- [SET EXERCISE]
Examine the material below. Gather every line in which the string "page" appears.

[START DATA]

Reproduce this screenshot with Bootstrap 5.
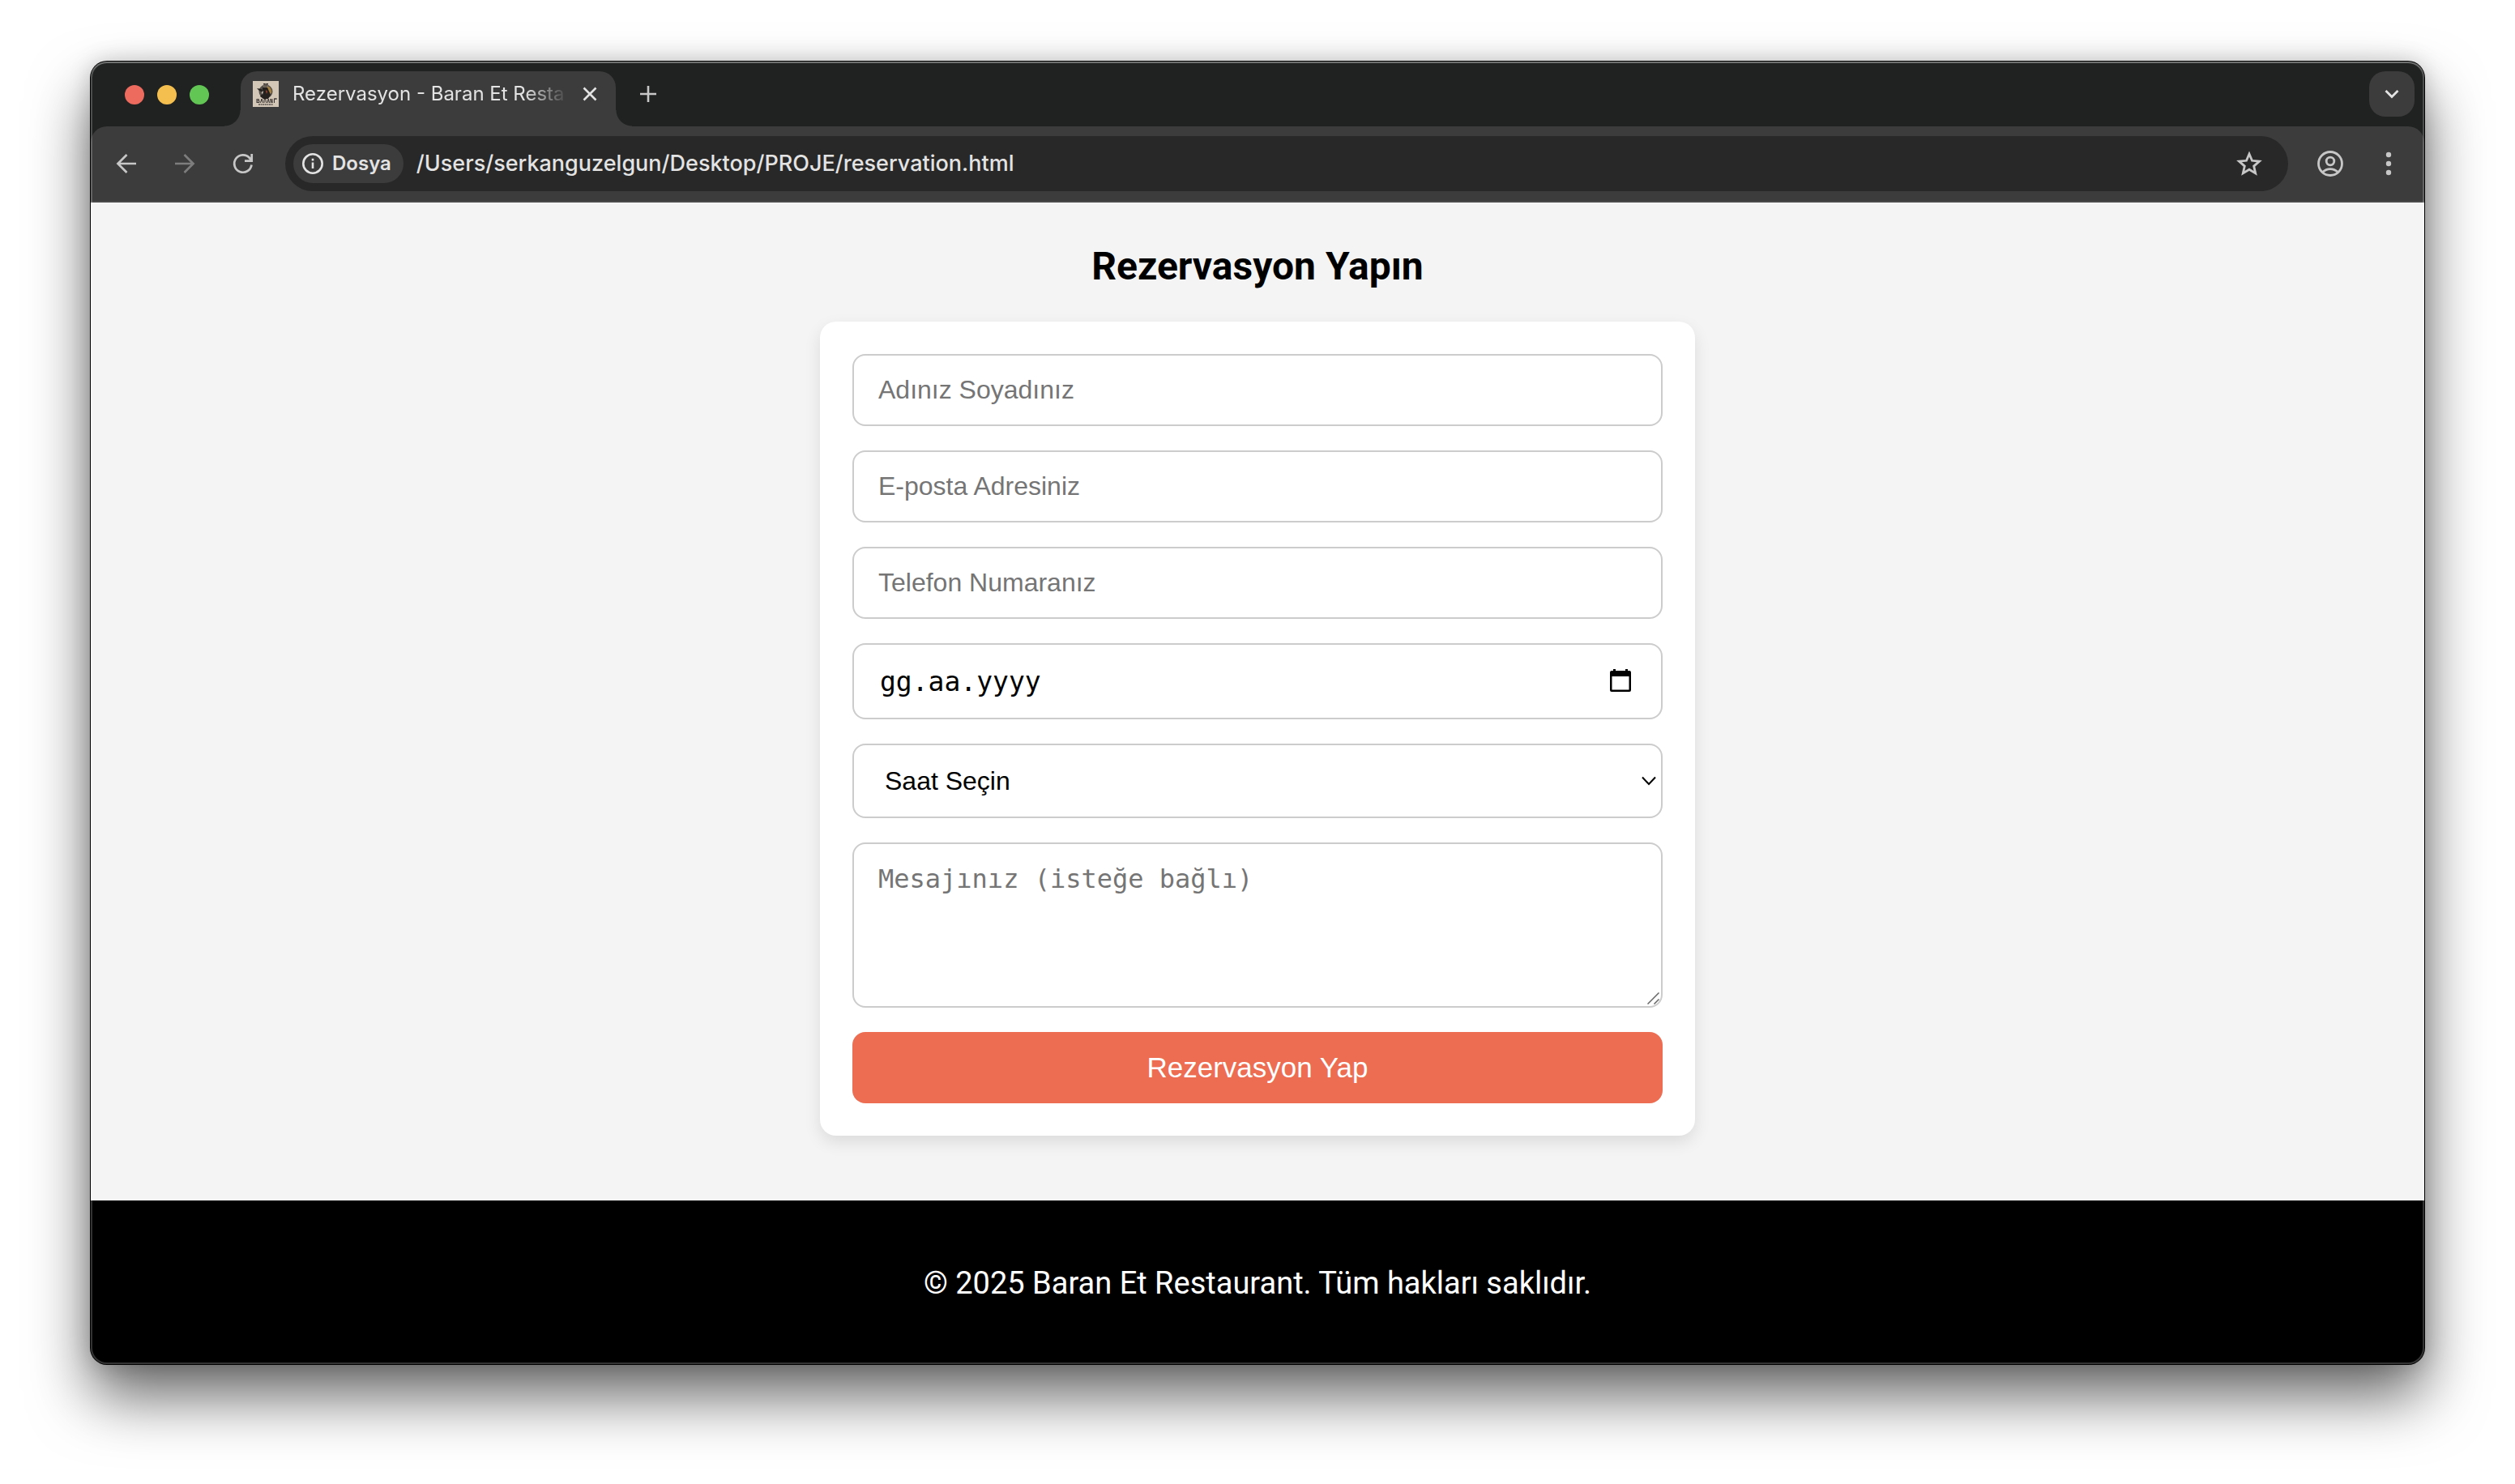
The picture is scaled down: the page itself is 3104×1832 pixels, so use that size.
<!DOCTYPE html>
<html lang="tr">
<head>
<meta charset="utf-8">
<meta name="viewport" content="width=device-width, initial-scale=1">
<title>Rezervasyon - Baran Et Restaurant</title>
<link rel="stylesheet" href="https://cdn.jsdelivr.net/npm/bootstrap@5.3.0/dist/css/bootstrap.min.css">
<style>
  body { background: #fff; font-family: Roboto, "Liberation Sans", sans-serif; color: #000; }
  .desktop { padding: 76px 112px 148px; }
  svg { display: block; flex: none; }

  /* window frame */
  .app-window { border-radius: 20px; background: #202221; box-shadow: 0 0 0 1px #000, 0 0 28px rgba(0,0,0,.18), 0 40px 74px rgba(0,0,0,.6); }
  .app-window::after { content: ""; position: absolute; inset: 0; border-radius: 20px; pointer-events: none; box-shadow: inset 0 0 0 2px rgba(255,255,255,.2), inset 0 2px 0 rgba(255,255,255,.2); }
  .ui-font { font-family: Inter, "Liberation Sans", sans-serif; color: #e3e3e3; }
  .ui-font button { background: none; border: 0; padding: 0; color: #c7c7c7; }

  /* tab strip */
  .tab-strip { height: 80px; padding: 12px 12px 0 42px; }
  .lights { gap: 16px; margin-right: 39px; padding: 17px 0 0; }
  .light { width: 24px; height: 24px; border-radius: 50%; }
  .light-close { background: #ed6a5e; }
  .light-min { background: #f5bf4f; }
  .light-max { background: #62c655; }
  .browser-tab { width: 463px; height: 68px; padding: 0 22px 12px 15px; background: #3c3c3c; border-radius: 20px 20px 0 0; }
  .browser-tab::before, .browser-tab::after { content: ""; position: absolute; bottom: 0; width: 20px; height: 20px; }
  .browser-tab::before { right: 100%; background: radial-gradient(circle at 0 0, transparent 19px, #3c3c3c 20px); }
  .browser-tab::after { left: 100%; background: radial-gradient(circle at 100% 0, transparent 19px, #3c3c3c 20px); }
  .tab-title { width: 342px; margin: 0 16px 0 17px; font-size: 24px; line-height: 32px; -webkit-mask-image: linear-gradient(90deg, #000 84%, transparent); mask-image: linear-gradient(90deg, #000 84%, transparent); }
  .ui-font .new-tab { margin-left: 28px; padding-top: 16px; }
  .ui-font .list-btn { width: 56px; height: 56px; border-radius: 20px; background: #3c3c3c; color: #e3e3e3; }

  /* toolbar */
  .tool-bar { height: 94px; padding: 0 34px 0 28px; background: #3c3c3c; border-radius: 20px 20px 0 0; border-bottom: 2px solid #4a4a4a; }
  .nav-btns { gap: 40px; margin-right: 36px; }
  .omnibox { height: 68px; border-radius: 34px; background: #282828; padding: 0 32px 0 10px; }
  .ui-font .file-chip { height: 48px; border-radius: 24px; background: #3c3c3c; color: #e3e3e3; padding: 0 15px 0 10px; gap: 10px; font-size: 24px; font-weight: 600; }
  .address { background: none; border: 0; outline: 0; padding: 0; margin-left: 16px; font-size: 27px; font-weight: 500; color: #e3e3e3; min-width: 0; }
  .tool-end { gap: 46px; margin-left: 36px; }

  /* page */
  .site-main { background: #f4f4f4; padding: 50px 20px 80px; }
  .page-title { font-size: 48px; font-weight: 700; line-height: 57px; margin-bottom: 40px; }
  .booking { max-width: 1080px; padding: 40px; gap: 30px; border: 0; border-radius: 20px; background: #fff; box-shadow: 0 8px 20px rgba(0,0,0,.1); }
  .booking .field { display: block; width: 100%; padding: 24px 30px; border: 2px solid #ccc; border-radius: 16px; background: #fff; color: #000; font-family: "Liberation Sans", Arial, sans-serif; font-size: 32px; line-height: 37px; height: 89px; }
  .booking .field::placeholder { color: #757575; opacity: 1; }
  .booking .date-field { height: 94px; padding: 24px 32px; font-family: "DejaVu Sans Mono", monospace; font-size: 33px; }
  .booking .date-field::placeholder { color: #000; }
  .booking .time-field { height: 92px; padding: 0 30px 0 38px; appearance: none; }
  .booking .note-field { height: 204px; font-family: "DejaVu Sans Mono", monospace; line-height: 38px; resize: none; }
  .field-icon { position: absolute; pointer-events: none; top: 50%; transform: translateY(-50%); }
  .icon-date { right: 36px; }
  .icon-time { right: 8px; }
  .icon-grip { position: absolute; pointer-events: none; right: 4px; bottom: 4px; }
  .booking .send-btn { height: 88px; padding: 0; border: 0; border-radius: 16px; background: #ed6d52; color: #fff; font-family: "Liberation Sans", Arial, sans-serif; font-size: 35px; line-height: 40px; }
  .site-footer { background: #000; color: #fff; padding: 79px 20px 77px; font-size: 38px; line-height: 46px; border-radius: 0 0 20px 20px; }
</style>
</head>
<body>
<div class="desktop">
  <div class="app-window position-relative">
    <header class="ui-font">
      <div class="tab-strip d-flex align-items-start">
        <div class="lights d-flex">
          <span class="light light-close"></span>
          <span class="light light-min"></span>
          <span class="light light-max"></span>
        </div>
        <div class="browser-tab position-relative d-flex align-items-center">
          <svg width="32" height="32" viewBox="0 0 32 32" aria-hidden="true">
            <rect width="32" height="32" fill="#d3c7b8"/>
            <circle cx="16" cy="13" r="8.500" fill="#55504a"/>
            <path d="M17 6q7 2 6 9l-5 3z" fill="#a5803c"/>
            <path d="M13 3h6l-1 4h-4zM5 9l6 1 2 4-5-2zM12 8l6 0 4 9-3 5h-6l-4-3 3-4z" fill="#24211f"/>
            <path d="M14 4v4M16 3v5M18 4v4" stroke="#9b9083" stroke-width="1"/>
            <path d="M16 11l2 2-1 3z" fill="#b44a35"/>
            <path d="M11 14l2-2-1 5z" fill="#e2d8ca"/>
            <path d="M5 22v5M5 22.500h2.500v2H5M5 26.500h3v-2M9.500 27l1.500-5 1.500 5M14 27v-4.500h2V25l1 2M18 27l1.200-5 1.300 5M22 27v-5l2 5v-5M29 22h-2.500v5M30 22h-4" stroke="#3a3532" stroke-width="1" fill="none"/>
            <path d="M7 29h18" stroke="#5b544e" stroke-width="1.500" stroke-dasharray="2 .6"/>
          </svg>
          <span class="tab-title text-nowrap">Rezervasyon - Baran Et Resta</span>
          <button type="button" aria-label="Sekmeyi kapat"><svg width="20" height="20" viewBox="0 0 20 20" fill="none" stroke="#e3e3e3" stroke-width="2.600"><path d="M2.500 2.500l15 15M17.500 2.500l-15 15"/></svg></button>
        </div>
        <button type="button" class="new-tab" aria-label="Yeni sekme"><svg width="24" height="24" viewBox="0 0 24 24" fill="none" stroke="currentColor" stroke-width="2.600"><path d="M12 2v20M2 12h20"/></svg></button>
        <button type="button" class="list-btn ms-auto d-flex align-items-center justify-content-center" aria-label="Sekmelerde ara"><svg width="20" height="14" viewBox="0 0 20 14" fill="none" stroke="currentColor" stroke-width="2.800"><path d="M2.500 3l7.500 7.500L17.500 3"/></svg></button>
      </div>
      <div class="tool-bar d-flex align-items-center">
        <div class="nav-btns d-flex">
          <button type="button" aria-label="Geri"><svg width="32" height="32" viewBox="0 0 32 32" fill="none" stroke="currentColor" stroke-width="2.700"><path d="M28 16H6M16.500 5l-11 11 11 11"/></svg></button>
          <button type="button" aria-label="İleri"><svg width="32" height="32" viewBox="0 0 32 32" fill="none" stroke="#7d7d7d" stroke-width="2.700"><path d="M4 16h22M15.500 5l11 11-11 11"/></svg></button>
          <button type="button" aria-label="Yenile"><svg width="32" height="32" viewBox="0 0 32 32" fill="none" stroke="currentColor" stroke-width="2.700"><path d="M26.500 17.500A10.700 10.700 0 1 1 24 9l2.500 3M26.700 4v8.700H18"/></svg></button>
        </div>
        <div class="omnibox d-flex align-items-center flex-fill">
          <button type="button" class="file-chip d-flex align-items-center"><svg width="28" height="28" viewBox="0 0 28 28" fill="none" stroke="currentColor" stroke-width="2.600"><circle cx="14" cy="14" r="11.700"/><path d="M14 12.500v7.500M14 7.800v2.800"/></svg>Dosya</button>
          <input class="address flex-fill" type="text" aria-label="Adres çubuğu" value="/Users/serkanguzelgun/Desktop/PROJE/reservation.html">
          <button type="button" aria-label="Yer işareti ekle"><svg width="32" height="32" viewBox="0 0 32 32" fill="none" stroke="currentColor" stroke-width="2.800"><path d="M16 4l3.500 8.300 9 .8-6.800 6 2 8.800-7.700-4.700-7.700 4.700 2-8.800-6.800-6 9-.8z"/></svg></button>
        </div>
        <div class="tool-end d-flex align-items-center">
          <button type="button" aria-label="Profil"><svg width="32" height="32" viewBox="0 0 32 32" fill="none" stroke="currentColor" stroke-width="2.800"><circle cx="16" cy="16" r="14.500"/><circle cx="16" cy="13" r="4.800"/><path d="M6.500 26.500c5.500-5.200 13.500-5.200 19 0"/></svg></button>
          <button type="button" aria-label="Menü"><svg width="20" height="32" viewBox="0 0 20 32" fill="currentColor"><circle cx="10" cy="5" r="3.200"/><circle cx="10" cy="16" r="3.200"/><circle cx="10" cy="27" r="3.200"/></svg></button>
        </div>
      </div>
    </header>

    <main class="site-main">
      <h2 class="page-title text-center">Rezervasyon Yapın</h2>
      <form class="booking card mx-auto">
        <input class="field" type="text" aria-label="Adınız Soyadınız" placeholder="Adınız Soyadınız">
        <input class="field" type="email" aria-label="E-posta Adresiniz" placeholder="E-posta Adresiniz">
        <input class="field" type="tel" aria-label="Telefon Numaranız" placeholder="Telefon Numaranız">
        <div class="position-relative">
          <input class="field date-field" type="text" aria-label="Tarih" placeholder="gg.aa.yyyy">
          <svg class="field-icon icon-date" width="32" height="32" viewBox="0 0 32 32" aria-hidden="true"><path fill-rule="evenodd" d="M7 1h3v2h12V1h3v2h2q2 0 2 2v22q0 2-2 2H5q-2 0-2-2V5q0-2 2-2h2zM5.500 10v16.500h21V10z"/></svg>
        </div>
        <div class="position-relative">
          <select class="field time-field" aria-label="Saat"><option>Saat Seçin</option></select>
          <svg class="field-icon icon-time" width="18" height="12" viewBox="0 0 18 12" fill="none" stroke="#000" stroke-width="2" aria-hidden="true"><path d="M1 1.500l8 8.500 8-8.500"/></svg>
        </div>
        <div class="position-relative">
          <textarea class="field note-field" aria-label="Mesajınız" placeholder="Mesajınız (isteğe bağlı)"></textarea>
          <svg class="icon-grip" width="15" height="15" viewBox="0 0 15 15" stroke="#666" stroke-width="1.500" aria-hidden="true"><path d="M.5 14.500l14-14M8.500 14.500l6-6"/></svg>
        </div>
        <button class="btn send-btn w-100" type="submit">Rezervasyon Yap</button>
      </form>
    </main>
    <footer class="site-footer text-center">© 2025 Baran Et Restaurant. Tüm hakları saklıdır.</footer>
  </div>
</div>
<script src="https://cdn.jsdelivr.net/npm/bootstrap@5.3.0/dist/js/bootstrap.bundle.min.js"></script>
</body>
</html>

[END DATA]

- [TASK RESPONSE]
The picture is scaled down: the page itself is 3104×1832 pixels, so use that size.
  /* page */
  .page-title { font-size: 48px; font-weight: 700; line-height: 57px; margin-bottom: 40px; }
      <h2 class="page-title text-center">Rezervasyon Yapın</h2>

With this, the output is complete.